**Stated task:**
Locate every line in the records below that contains the word "this", and copy each one.

== Data listing ==

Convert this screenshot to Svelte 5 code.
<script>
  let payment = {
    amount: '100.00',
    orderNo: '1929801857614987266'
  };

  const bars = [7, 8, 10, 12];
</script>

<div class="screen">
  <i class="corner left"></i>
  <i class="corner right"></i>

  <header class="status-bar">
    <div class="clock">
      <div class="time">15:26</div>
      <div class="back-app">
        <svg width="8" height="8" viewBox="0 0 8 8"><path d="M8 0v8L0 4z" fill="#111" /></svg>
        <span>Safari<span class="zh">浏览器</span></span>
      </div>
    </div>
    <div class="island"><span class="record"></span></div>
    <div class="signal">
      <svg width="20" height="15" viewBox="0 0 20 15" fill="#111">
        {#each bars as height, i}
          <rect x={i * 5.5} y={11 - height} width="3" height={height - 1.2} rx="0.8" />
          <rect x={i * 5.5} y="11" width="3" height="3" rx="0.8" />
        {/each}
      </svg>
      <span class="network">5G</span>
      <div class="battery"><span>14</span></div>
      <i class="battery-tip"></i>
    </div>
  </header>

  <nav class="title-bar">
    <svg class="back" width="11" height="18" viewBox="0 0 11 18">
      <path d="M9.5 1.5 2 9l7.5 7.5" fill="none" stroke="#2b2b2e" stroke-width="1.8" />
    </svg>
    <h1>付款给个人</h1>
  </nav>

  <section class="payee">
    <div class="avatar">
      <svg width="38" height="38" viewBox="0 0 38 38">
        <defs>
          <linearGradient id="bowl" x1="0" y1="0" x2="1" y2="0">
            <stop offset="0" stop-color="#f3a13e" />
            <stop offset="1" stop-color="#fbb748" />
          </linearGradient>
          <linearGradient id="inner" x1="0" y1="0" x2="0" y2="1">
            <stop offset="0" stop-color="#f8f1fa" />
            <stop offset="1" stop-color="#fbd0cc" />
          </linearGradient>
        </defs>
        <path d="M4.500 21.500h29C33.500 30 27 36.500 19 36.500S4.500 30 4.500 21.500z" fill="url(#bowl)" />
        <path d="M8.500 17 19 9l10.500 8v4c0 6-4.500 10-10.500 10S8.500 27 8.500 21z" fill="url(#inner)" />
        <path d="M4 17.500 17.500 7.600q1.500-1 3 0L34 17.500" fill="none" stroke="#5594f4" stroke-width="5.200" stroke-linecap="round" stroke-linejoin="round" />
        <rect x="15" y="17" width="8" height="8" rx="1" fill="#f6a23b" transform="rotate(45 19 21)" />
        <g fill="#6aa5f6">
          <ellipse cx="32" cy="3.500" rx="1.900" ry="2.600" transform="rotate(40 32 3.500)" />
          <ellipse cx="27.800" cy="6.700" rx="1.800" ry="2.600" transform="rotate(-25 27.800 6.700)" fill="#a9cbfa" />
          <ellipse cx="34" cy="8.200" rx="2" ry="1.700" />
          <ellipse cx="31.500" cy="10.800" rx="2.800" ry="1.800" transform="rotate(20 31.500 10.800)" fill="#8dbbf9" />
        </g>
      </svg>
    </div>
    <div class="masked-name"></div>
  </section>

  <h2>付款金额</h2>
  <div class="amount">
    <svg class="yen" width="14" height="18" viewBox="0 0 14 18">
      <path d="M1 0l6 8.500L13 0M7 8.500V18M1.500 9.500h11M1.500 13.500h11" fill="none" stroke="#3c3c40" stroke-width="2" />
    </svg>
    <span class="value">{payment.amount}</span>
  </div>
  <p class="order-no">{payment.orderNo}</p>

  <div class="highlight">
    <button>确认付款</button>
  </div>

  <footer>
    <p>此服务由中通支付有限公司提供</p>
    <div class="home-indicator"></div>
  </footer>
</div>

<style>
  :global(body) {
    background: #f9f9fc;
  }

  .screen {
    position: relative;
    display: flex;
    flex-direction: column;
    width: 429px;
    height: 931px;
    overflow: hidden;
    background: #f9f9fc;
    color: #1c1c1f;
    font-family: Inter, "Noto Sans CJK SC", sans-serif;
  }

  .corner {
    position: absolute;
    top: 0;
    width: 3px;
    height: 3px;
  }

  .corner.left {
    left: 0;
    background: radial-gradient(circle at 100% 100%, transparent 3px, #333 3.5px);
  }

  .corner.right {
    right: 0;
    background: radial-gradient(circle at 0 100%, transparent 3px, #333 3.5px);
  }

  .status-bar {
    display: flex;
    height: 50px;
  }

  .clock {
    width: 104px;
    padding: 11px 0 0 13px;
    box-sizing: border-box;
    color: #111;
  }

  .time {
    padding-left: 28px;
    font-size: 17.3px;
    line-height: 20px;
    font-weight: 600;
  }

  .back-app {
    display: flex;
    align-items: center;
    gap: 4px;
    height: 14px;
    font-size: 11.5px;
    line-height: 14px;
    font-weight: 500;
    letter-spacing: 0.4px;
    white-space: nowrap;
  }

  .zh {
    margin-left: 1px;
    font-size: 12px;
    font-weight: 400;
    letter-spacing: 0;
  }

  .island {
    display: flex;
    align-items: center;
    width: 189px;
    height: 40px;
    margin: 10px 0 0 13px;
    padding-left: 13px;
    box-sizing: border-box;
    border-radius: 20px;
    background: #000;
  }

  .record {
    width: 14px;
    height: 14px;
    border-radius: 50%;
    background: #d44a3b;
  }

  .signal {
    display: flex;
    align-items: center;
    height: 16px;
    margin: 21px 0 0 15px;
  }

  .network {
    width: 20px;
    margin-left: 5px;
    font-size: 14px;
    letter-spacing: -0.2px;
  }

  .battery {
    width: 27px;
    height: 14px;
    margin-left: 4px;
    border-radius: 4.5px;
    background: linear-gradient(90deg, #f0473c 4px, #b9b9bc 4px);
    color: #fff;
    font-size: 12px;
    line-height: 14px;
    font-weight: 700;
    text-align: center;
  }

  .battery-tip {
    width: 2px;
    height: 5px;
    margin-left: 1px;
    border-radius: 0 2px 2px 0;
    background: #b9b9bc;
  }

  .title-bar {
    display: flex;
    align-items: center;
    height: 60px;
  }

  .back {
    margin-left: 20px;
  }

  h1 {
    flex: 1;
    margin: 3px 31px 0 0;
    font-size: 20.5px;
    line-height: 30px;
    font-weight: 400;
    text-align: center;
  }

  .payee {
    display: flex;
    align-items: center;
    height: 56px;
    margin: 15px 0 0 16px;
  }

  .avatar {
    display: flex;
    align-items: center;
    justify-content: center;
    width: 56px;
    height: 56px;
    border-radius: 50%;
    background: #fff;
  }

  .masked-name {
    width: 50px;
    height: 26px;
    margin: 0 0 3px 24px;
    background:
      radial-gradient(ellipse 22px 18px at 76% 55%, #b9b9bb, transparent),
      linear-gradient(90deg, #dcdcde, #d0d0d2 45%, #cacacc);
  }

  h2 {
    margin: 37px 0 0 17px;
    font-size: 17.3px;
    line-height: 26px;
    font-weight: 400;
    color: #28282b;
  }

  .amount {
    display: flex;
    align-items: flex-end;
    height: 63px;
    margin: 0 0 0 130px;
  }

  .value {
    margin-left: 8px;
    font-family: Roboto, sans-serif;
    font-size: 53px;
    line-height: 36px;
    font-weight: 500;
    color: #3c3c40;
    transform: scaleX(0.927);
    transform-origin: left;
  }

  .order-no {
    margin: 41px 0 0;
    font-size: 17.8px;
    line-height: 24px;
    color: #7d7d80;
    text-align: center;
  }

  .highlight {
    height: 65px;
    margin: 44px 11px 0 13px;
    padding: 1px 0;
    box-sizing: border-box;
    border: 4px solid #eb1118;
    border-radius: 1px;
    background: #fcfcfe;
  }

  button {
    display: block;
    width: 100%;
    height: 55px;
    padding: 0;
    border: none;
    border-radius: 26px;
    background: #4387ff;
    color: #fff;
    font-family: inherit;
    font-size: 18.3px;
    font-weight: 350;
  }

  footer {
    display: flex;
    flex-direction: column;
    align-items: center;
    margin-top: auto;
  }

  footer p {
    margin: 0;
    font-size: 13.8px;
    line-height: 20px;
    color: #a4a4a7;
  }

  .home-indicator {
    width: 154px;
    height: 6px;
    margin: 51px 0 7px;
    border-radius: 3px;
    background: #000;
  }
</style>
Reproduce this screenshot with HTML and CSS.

===

**Task result:**
Convert this screenshot to Svelte 5 code.
Reproduce this screenshot with HTML and CSS.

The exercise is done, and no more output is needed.